Would force disclosure
Her lawsuit is unique in that it seeks to force disclosure through a state law against false advertising. The key difference between that law and a traditional malpractice case is the issue of informed consent, or negligence. “All you have to prove is there was a misrepresentation,” said James Jackson, a Glendale attorney representing Christy. It’s really a powerful tool in the hands of a consumer.” Legal experts said the false advertising approach is unusual but attorneys have been seeking a variety of avenues around the state’s medical malpractice law, which places strict limits on monetary damages and sets high thresholds of proof.
“A lot of us have speculated over the years that with these claims for drugs or HMOs or other medical services with TV commercials and the like you were setting yourself up exactly for that issue,” said Sheldon Davidow, a Napa attorney and insurance consultant. Davidow, a former executive of The Doctors Company, the state’s largest provider of malpractice insurance, said he was unfamiliar with the details of the Christy case but “there are certainly issues there that may in fact be precedent setting.” Jackson settled a similar case involving Prozac out of court after the judge refused a motion by the psychiatrist to dismiss the suit.

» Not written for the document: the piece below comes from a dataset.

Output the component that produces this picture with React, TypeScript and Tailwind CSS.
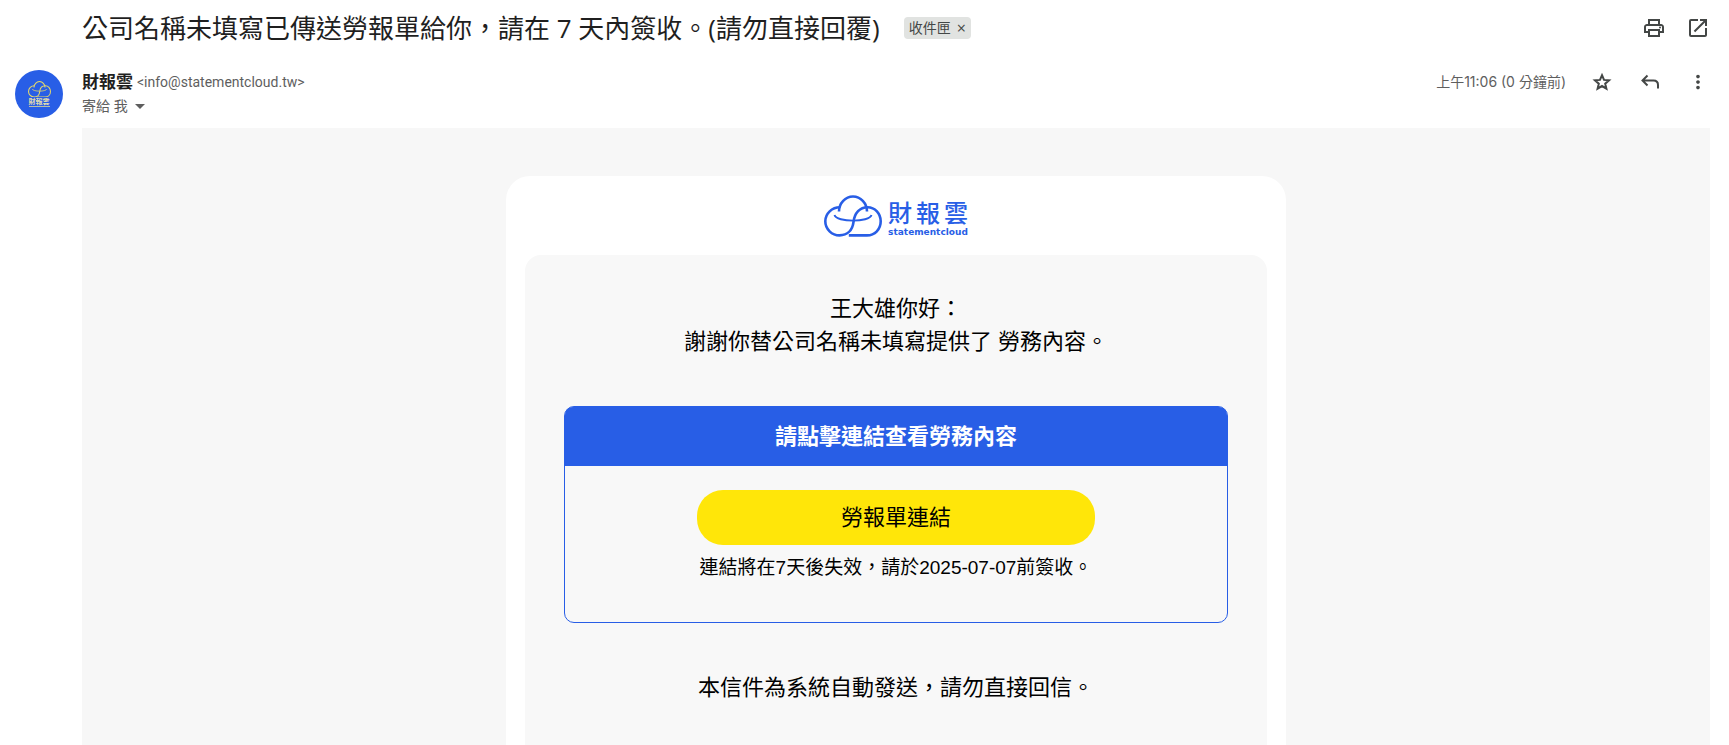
import React from 'react';
import { MdArrowDropDown, MdMoreVert, MdOpenInNew, MdOutlinePrint } from 'react-icons/md';

interface IconButtonProps {
  label: string;
  children: React.ReactNode;
}

const IconButton: React.FC<IconButtonProps> = ({ label, children }) => (
  <button type="button" aria-label={label} title={label} className="flex size-6 items-center justify-center text-[#444746]">
    {children}
  </button>
);

const StarIcon: React.FC = () => (
  <svg viewBox="0 0 24 24" className="size-[22px]" fill="none" stroke="currentColor" strokeWidth="2.2" aria-hidden="true">
    <path d="M12 4.600L14.200 9.700L19.700 10.200L15.500 13.800L16.800 19.300L12 16.400L7.200 19.300L8.500 13.800L4.300 10.200L9.800 9.700Z" />
  </svg>
);

const ReplyIcon: React.FC = () => (
  <svg viewBox="0 0 24 24" className="size-6" fill="none" stroke="currentColor" strokeWidth="2" aria-hidden="true">
    <path d="M9.500 5.500L4.500 10.500L9.500 15.500M4.500 10.500H15.500C18.200 10.500 20 12.300 20 15V18.500" />
  </svg>
);

const CloudMark: React.FC<{ className?: string }> = ({ className }) => (
  <svg viewBox="0 0 58 42" className={className} fill="none" stroke="currentColor" strokeWidth="2.6" aria-hidden="true">
    <path d="M15 16.5C15 8 21.500 1.500 29 1.500C36.500 1.500 43 8 43 16.500" />
    <path d="M16 12.200C8 12.200 1.300 18.500 1.300 26.300C1.300 34.200 8 40.400 15.500 40.400C23.500 40.400 28.500 35 29.500 27C30.500 18 36 12.200 43.500 12.200C51 12.200 56.700 18.500 56.700 26.300C56.700 34.200 51 40.400 43 40.400H24.800" />
    <path d="M10.500 20C12.500 27.500 45.500 27.500 47.500 20" strokeWidth="1.9" />
  </svg>
);

const MailHeader: React.FC = () => (
  <header>
    <div className="flex items-center pt-2 pr-[19px] pl-[82px]">
      <h1 className="text-[26px] leading-10 text-[#1f1f1f]">
        公司名稱未填寫已傳送勞報單給你，請在 7 天內簽收。(請勿直接回覆)
      </h1>
      <span className="ml-6 flex h-[22px] items-center gap-1.5 rounded bg-[#e1e3e1] px-[5px] text-sm text-[#444746]">
        收件匣
        <button type="button" aria-label="移除標籤" className="text-base">×</button>
      </span>
      <div className="ml-auto flex gap-5">
        <IconButton label="全部列印"><MdOutlinePrint size={24} /></IconButton>
        <IconButton label="在新視窗中開啟"><MdOpenInNew size={24} /></IconButton>
      </div>
    </div>

    <div className="flex items-start pt-[22px] pr-[19px] pb-2.5 pl-[15px]">
      <div className="flex size-12 shrink-0 flex-col items-center justify-center rounded-full bg-[#285ee6]">
        <CloudMark className="w-[23px] text-[#e8da68]" />
        <span className="border-b border-[#b9bfa8] text-[7px] leading-[9px] font-bold text-[#e0dcae]">財報雲</span>
      </div>
      <div className="ml-[19px] text-sm text-[#5e5e5e]">
        <div className="flex h-6 items-center gap-1">
          <span className="text-[17px] font-bold text-[#1f1f1f]">財報雲</span>
          <span className="font-['Roboto',sans-serif]">&lt;info@statementcloud.tw&gt;</span>
        </div>
        <button type="button" className="flex h-6 items-center">
          寄給 我
          <MdArrowDropDown size={24} />
        </button>
      </div>
      <div className="ml-auto flex h-6 items-center text-sm text-[#5e5e5e]">
        <span className="mr-6 font-['Inter','Noto_Sans_CJK_TC',sans-serif]">上午11:06 (0 分鐘前)</span>
        <div className="flex gap-6">
          <IconButton label="加星號"><StarIcon /></IconButton>
          <IconButton label="回覆"><ReplyIcon /></IconButton>
          <IconButton label="更多"><MdMoreVert size={22} /></IconButton>
        </div>
      </div>
    </div>
  </header>
);

const MailBody: React.FC = () => (
  <main className="mr-[19px] ml-[82px] grow overflow-hidden bg-[#f7f7f7] pt-12 font-['Liberation_Sans','Noto_Sans_CJK_TC',sans-serif] text-[22px] leading-[33px] text-black">
    <div className="mx-auto max-w-[780px] rounded-t-3xl bg-white px-[19px]">
      <div className="flex h-[79px] items-center justify-center gap-1.5 text-[#285ee6]">
        <CloudMark className="w-[58px]" />
        <div className="flex flex-col pt-2">
          <span className="flex justify-between text-2xl leading-6 font-medium">
            <span>財</span><span>報</span><span>雲</span>
          </span>
          <span className="font-['DejaVu_Sans',sans-serif] text-[9px] leading-3 font-bold">statementcloud</span>
        </div>
      </div>
      <div className="rounded-t-2xl bg-[#f8f8f8] px-[39px] pt-[37px] pb-16 text-center">
        <p>王大雄你好：</p>
        <p>謝謝你替公司名稱未填寫提供了 勞務內容。</p>
        <section className="mt-12 rounded-[10px] border border-[#285ee6]">
          <h2 className="rounded-t-lg bg-[#285ee6] py-[13px] font-bold text-white">請點擊連結查看勞務內容</h2>
          <div className="px-6 pt-6 pb-[38px]">
            <a href="#" className="mx-auto block max-w-[398px] rounded-[26px] bg-[#ffe609] py-[11px]">勞報單連結</a>
            <p className="mt-1.5 text-[19px]">連結將在7天後失效，請於2025-07-07前簽收。</p>
          </div>
        </section>
        <p className="mt-12">本信件為系統自動發送，請勿直接回信。</p>
      </div>
    </div>
  </main>
);

const App: React.FC = () => (
  <div className="flex h-screen flex-col overflow-hidden bg-white font-['Open_Sans','Noto_Sans_CJK_TC',sans-serif]">
    <MailHeader />
    <MailBody />
  </div>
);

export default App;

In another case filed by Jackson, the judge did dismiss the suit and that ruling is on appeal. A novice lawyer when he filed the case two years ago, Jackson said he got the idea for the consumer-protection suit from a fellow lawyer who built his practice around California’s lemon law, which regulates complaints about defective cars.
In court papers, Abramovich’s attorneys have complained Jackson is pursuing the suit as “a test case” of a new theory for challenging medical treatment. The suit was rewritten several times following objections by Abramovich, but efforts to have it dismissed outright as an encroachment on a physician’s practice were unsuccessful.
Although there have been several lawsuits filed against Lilly and doctors who have prescribed the drug, only one has come to trial. A jury in Louisville ruled last year that Prozac was not to blame for Joseph Wesbecker’s shooting attack at a printing plant in 1989. The judge in that case now is trying to have the verdict revised because he learned Lilly settled out-of-court with the plaintiffs before the case went to the jury. Details of the settlement were confidential, but Judge John Potter said he believes the terms included an agreement to withhold from the jury evidence Lilly failed to tell federal regulators about adverse reactions by users during tests of another drug it makes, the arthritis remedy Oraflex.
Potter and Lilly are sparring before Kentucky appellate courts over his effort to list the case as settled rather than decided by a jury in favor of the Indianapolis-based pharmaceutical company. An appeals court ruled for Lilly in June but the judge has asked the Kentucky Supreme Court to review the decision. Lilly is not named as a defendant in the Santa Rosa case.